4. Even if Articles 7 and 14 are based on the same principles, it was thought that the concept of permanent establishment should be reserved for commercial and industrial activities. The term "fixed base" has therefore been used. It has not been thought appropriate to try to define it, but it would cover, for instance, a physician's consulting room or the office of an architect or a lawyer. A person performing independent personal services would probably not as a rule have premises of this kind in any other State than of his residence. But if there is in another State a centre of activity of a fixed or a permanent character, then that State should be entitled to tax the person's activities.

It can be seen that the Convention does not differ significantly from the wording of the OECD Model. Nor has Canada made any reservation of rights in respect of the relevant Articles of the OECD Model Convention.

[12] Counsel for the Respondent argued vigorously that the Convention should be interpreted and applied so as to find that a non-resident person providing personal services in Canada at any identifiable location, even though it is totally under the control of someone else, has a fixed base available to him, and thus may be subject to tax in Canada on the income from those services.

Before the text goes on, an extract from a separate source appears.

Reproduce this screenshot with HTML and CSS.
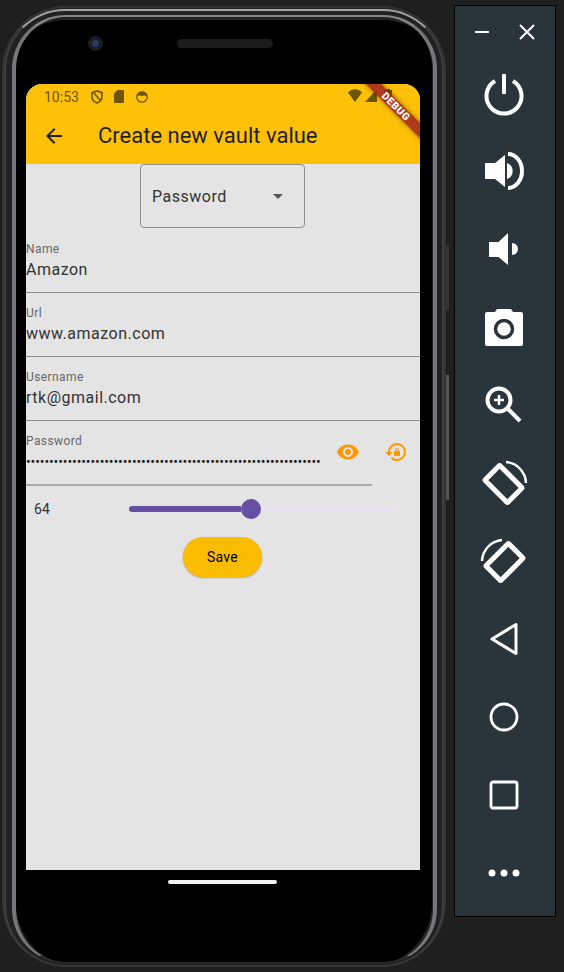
FILE: index.html
```html
<!DOCTYPE html>
<html lang="en">
<head>
    <meta charset="UTF-8">
    <meta name="viewport" content="width=device-width, initial-scale=1.0">
    <title>Create new vault value</title>
    <link rel="stylesheet" href="styles.css">
</head>
<body>
    <div class="phone">
        <div class="phone-top">
            <span class="camera"></span>
            <span class="speaker"></span>
        </div>
        <div class="screen">
            <div class="appbar">
                <div class="status">
                    <span class="clock">10:53</span>
                    <svg class="st-icon shield" viewBox="0 0 12 14"><path d="M6 1 1 2.6v4C1 9.8 3.2 12 6 13c2.8-1 5-3.2 5-6.400v-4z" fill="none" stroke="currentColor" stroke-width="1.700"/><path d="M3 3l6 7" stroke="currentColor" stroke-width="1.500"/></svg>
                    <svg class="st-icon sd" viewBox="0 0 10 13"><path d="M3.500 0H9a1 1 0 0 1 1 1v11a1 1 0 0 1-1 1H1a1 1 0 0 1-1-1V3.500z" fill="currentColor"/></svg>
                    <svg class="st-icon face" viewBox="0 0 12 12"><circle cx="6" cy="6" r="5.200" fill="none" stroke="currentColor" stroke-width="1.300"/><path d="M1 5.500a5 5 0 0 1 10 0C9 4.500 8 4 6 5 4 4 3 4.500 1 5.500z" fill="currentColor"/></svg>
                    <span class="status-right">
                        <svg class="st-icon wifi" viewBox="0 0 14 13"><path d="M0 3.500C4-.8 10-.8 14 3.500L7 13z" fill="currentColor"/></svg>
                        <svg class="st-icon signal" viewBox="0 0 12 13"><path d="M12 0v13H0z" fill="currentColor"/></svg>
                        <svg class="st-icon battery" viewBox="0 0 8 13"><path d="M2 1V0h4v1h2v12H0V1z" fill="currentColor"/></svg>
                    </span>
                </div>
                <div class="toolbar-row">
                    <svg class="back" viewBox="0 0 24 24"><path d="M20 11H7.830l5.590-5.590L12 4l-8 8 8 8 1.410-1.410L7.830 13H20v-2z"/></svg>
                    <h1>Create new vault value</h1>
                </div>
            </div>

            <div class="dropdown">
                <span>Password</span>
                <span class="caret"></span>
            </div>

            <div class="field">
                <label>Name</label>
                <div class="value">Amazon</div>
            </div>
            <div class="field">
                <label>Url</label>
                <div class="value">www.amazon.com</div>
            </div>
            <div class="field">
                <label>Username</label>
                <div class="value">rtk@gmail.com</div>
            </div>

            <div class="password-row">
                <div class="field password-field">
                    <div class="password-text">
                        <label>Password</label>
                        <div class="value dots">••••••••••••••••••••••••••••••••••••••••••••••••••••••••••••••••</div>
                    </div>
                    <svg class="orange-icon eye" viewBox="0 0 24 24"><path d="M12 4.500C7 4.500 2.730 7.610 1 12c1.730 4.390 6 7.500 11 7.500s9.270-3.110 11-7.500c-1.730-4.390-6-7.500-11-7.500zM12 17c-2.760 0-5-2.240-5-5s2.240-5 5-5 5 2.240 5 5-2.240 5-5 5zm0-8c-1.660 0-3 1.340-3 3s1.340 3 3 3 3-1.340 3-3-1.340-3-3-3z"/></svg>
                </div>
                <svg class="orange-icon reset" viewBox="0 0 24 24"><path d="M13 3c-4.970 0-9 4.030-9 9H1l4 3.990L9 12H6c0-3.870 3.130-7 7-7s7 3.130 7 7-3.130 7-7 7c-1.900 0-3.620-.76-4.880-1.990L6.700 18.420C8.320 20.010 10.550 21 13 21c4.970 0 9-4.030 9-9s-4.030-9-9-9zm2 8v-1c0-1.100-.9-2-2-2s-2 .9-2 2v1c-.55 0-1 .45-1 1v3c0 .55.45 1 1 1h4c.55 0 1-.45 1-1v-3c0-.55-.45-1-1-1zm-1 0h-2v-1c0-.55.45-1 1-1s1 .45 1 1v1z"/></svg>
            </div>

            <div class="slider-row">
                <span class="slider-value">64</span>
                <div class="slider">
                    <span class="track-on"></span>
                    <span class="thumb"></span>
                    <span class="track-off"></span>
                </div>
            </div>

            <button class="save">Save</button>

            <div class="debug-banner">DEBUG</div>
        </div>
        <div class="home-bar"></div>
    </div>

    <div class="side-buttons">
        <span class="side-btn top"></span>
        <span class="side-btn bottom"></span>
    </div>

    <div class="toolbar">
        <div class="tool-top">
            <svg class="tool-small" viewBox="0 0 16 16"><path d="M1 8h14" stroke-width="2"/></svg>
            <svg class="tool-small" viewBox="0 0 16 16"><path d="M1 1l14 14M15 1 1 15" stroke-width="2"/></svg>
        </div>
        <div class="tool"><svg viewBox="0 0 44 44"><path d="M13 10A17.500 17.500 0 1 0 31 10" stroke-width="4"/><path d="M22 3v20" stroke-width="4"/></svg></div>
        <div class="tool"><svg viewBox="0 0 44 44"><path class="fill" d="M3 14h10L23 6v32L13 30H3z"/><path class="fill" d="M25 14a8.500 8.500 0 0 1 0 16z"/><path d="M26 5a14 17 0 0 1 0 34" stroke-width="4"/></svg></div>
        <div class="tool"><svg viewBox="0 0 44 44"><path class="fill" d="M7 15h9.500L26 6v32l-9.500-8H7z"/><path class="fill" d="M30 16a6 6 0 0 1 0 12z"/></svg></div>
        <div class="tool"><svg viewBox="0 0 44 44"><path class="fill" d="M3 9a2 2 0 0 1 2-2h8l2-3h14l2 3h8a2 2 0 0 1 2 2v30a2 2 0 0 1-2 2H5a2 2 0 0 1-2-2z"/><circle cx="22" cy="24" r="8.500" fill="none" stroke="#29343b" stroke-width="3.500"/></svg></div>
        <div class="tool"><svg viewBox="0 0 44 44"><circle cx="17" cy="17" r="11.500" stroke-width="4"/><path d="M17 12v10M12 17h10" stroke-width="2.500"/><path d="M26 26l12 12" stroke-width="4"/></svg></div>
        <div class="tool"><svg viewBox="0 0 44 44"><rect x="11" y="7" width="21" height="32" rx="1" transform="rotate(-45 21.500 23)" stroke-width="5"/><path d="M24 1A22 22 0 0 1 44 22" stroke-width="2.500"/></svg></div>
        <div class="tool"><svg class="mirror" viewBox="0 0 44 44"><rect x="11" y="7" width="21" height="32" rx="1" transform="rotate(-45 21.500 23)" stroke-width="5"/><path d="M24 1A22 22 0 0 1 44 22" stroke-width="2.500"/></svg></div>
        <div class="tool"><svg viewBox="0 0 44 44"><path d="M34 7.500 10 22l24 14.500z" stroke-width="3" stroke-linejoin="round"/></svg></div>
        <div class="tool"><svg viewBox="0 0 44 44"><circle cx="22" cy="22" r="13" stroke-width="2.800"/></svg></div>
        <div class="tool"><svg viewBox="0 0 44 44"><rect x="9" y="9" width="26" height="26" rx="2" stroke-width="2.800"/></svg></div>
        <div class="tool"><svg viewBox="0 0 44 44"><circle class="fill" cx="10" cy="22" r="3.500"/><circle class="fill" cx="22" cy="22" r="3.500"/><circle class="fill" cx="34" cy="22" r="3.500"/></svg></div>
    </div>
</body>
</html>
```

FILE: styles.css
```css
:root {
    --bg: #1f1f1f;
    --amber: #ffc107;
    --screen: #e4e4e4;
    --ink: #212121;
    --muted: #666;
    --rule: #8e8e8e;
    --orange: #ff9800;
    --purple: #6750a4;
    --tool-bg: #29343b;
}
* {
    box-sizing: border-box;
}
html, body {
    height: 100%;
}
body {
    margin: 0;
    background-color: var(--bg);
    font-family: Roboto, "Liberation Sans", sans-serif;
    color: var(--ink);
    display: flex;
    align-items: flex-start;
    padding: 5px 0 0 2px;
    overflow: hidden;
}

/* device frame */
.phone {
    position: relative;
    width: 444px;
    height: 961px;
    margin-top: 1px;
    flex-shrink: 0;
    background: #000;
    border-radius: 64px;
    padding: 0 24px;
    box-shadow:
        inset 0 0 0 2px #333,
        inset 0 0 0 5px #222,
        inset 0 14px 0 #222,
        inset 14px 0 0 #222,
        inset -14px 0 0 #222;
}
.phone::before,
.phone::after {
    content: "";
    position: absolute;
    border-style: solid;
    pointer-events: none;
}
.phone::before {
    inset: 3px 2px 1px;
    border-width: 2px 2px 1px;
    border-color: #a4a4a8 #3e3e3e #3a3a3a;
    border-radius: 61px;
}
.phone::after {
    inset: 9px 9px 4px 10px;
    border-width: 2px 4px 1px;
    border-color: #85858a #77777b #2e2e2e;
    border-radius: 54px;
}
.phone-top {
    height: 78px;
    display: flex;
    align-items: flex-start;
    padding: 27px 0 0 62px;
}
.camera {
    width: 15px;
    height: 15px;
    margin-top: 3px;
    border-radius: 50%;
    background: radial-gradient(circle, #2a3a66 0 3px, #1a1c22 4px 7px);
}
.speaker {
    width: 96px;
    height: 9px;
    margin: 6px 0 0 74px;
    border-radius: 5px;
    background: #1c1c1c;
}
.screen {
    position: relative;
    width: 394px;
    height: 786px;
    background: var(--screen);
    border-radius: 16px 16px 0 0;
    overflow: hidden;
}
.home-bar {
    width: 109px;
    height: 4px;
    margin: 10px 0 0 142px;
    background: #f2f2f2;
    border-radius: 2px;
}
.side-buttons {
    width: 0;
    display: flex;
    flex-direction: column;
    flex-shrink: 0;
}
.side-btn {
    width: 3px;
    background: #333;
}
.side-btn.top {
    height: 65px;
    margin-top: 240px;
}
.side-btn.bottom {
    height: 125px;
    margin-top: 65px;
    background: #555;
}

/* app bar */
.appbar {
    height: 80px;
    background: var(--amber);
}
.status {
    height: 24px;
    display: flex;
    align-items: center;
    padding: 1px 0 0 18px;
    color: #6e5600;
}
.clock {
    font-size: 14px;
    width: 47px;
}
.st-icon {
    display: block;
    flex-shrink: 0;
}
.shield {
    width: 12px;
    height: 14px;
}
.sd {
    width: 10px;
    height: 13px;
    margin-left: 11px;
}
.face {
    width: 12px;
    height: 12px;
    margin-left: 12px;
}
.status-right {
    display: flex;
    margin-left: auto;
    padding-right: 28px;
    margin-top: -3px;
}
.wifi {
    width: 14px;
    height: 13px;
}
.signal {
    width: 12px;
    height: 13px;
    margin-left: 3px;
}
.battery {
    width: 8px;
    height: 13px;
    margin-left: 7px;
}
.toolbar-row {
    height: 55px;
    display: flex;
    align-items: center;
    padding-left: 16px;
}
.back {
    width: 24px;
    height: 24px;
    fill: var(--ink);
}
h1 {
    margin: 0 0 0 32px;
    font-size: 22px;
    font-weight: 400;
}

/* form */
.dropdown {
    width: 165px;
    height: 64px;
    margin: 0 0 1px 114px;
    padding: 0 21px 0 11px;
    display: flex;
    align-items: center;
    justify-content: space-between;
    border: 1px solid var(--rule);
    border-radius: 4px;
    font-size: 16px;
    letter-spacing: 0.5px;
    color: #333;
}
.caret {
    width: 0;
    height: 0;
    border-left: 5px solid transparent;
    border-right: 5px solid transparent;
    border-top: 5px solid #555;
}
.field {
    height: 64px;
    padding-top: 13px;
    border-bottom: 1px solid var(--rule);
}
.field label {
    display: block;
    font-size: 12px;
    line-height: 14px;
    letter-spacing: 0.4px;
    color: var(--muted);
}
.value {
    font-size: 16px;
    line-height: 24px;
    letter-spacing: 0.5px;
    margin-top: 2px;
    color: #333;
}
.password-row {
    display: flex;
    align-items: flex-start;
}
.password-field {
    width: 346px;
    height: 65px;
    display: flex;
    align-items: flex-start;
    justify-content: space-between;
    padding-right: 12px;
    border-bottom-color: #ababab;
    border-bottom-width: 2px;
}
.password-text {
    width: 297px;
}
.dots {
    white-space: nowrap;
    font-size: 14px;
    letter-spacing: -0.12px;
    color: #222;
}
.orange-icon {
    width: 24px;
    height: 24px;
    fill: var(--orange);
    flex-shrink: 0;
    display: block;
}
.eye {
    margin-top: 6px;
}
.reset {
    margin: 19px 0 0 12px;
}

/* slider */
.slider-row {
    display: flex;
    align-items: center;
    height: 47px;
    padding: 0 0 1px 8px;
}
.slider-value {
    width: 95px;
    font-size: 14px;
    letter-spacing: 0.25px;
    color: #333;
}
.slider {
    width: 266px;
    display: flex;
    align-items: center;
}
.track-on {
    width: 112px;
    height: 6px;
    background: var(--purple);
    border-radius: 3px 0 0 3px;
}
.thumb {
    width: 20px;
    height: 20px;
    background: var(--purple);
    border-radius: 50%;
    flex-shrink: 0;
}
.track-off {
    flex: 1;
    height: 4px;
    background: #e9e0f1;
    border-radius: 0 2px 2px 0;
}
.save {
    display: block;
    width: 79px;
    height: 40px;
    margin: 4px 0 0 157px;
    padding: 0;
    border: none;
    border-radius: 20px;
    background: #f9bc00;
    color: #000;
    font-family: inherit;
    font-size: 14px;
    font-weight: 400;
    letter-spacing: 0.3px;
    box-shadow: 0 1px 2px rgba(0, 0, 0, 0.25);
}

/* flutter debug ribbon */
.debug-banner {
    position: absolute;
    top: 17px;
    right: -36px;
    width: 120px;
    height: 11px;
    line-height: 11px;
    text-align: center;
    font-size: 10.2px;
    font-weight: 900;
    letter-spacing: 0.6px;
    color: #fff;
    background: rgba(165, 45, 30, 0.9);
    box-shadow: 0 0 5px rgba(0, 0, 0, 0.45);
    transform: rotate(45deg);
}

/* emulator toolbar */
.toolbar {
    width: 102px;
    height: 912px;
    margin-left: 8px;
    flex-shrink: 0;
    background: var(--tool-bg);
    border: 1px solid #000;
}
.tool-top {
    height: 48px;
    padding: 4px 20px 0 19px;
    display: flex;
    align-items: center;
    justify-content: space-between;
}
.tool-small {
    width: 16px;
    height: 16px;
    fill: none;
    stroke: #fff;
}
.tool {
    height: 78px;
    padding-right: 2px;
    display: flex;
    align-items: center;
    justify-content: center;
}
.tool svg {
    width: 44px;
    height: 44px;
    fill: none;
    stroke: #fff;
    overflow: visible;
}
.tool svg .fill {
    fill: #fff;
    stroke: none;
}
.mirror {
    transform: scaleX(-1);
}
```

[13] In my opinion, the Crown's contention cannot succeed when viewed in light of the Commentary quoted above. These paragraphs make it clear that if the expressions "permanent establishment" and "fixed base" do not have identical meanings, then at least they are both intended to convey the sense of a place of business which is controlled by and identified with the enterprise carrying on business there, in the case of Article VII, or the person providing personal services, in the case of Article XIV.

[14] The Appellant had no control over the premises in which he worked, nor was he identified with them in any way. This was not seriously challenged by the Respondent, whose case was simply that by working at a fixed location in Canada, albeit one dictated and totally controlled by PanCan, the Appellant became subject to taxation here. The Appellant had no freedom to come and go from the building where he worked except during normal business hours, and he could not do any work there, except that done under the contract for PanCan. Any other company wishing to use his services would not be able to find him there, as he was not identified anywhere as working at that location. He had no space in the building that was his exclusively, and in fact the location at which he did his work changed from time to time at the sole discretion of the PanCan personnel. He did not, in my opinion, have a fixed base regularly available to him.

[15] I am reinforced in this conclusion by a consideration of the preamble to the Convention, which states that one of its objects is the avoidance of double taxation. The Appellant is a resident of the United States, and, there being no evidence to the contrary, I must assume that he is taxed there on his world income. It is difficult to see how the avoidance of double taxation would be promoted if he were found also to be taxable in Canada on his income earned here under the OSG contract.

[16] The appeals are allowed, and the assessments are vacated. The Appellant is entitled to costs.

Signed at Ottawa, Canada, this 30th day of October, 1998.

"E.A. Bowie"

J.T.C.C.



[1]            Crown Forest Industries Ltd. v. Canada, [1995] 2 S.C.R. 802 at 822.

[2]           The Canadian Oxford Dictionary, pp. 108, 476.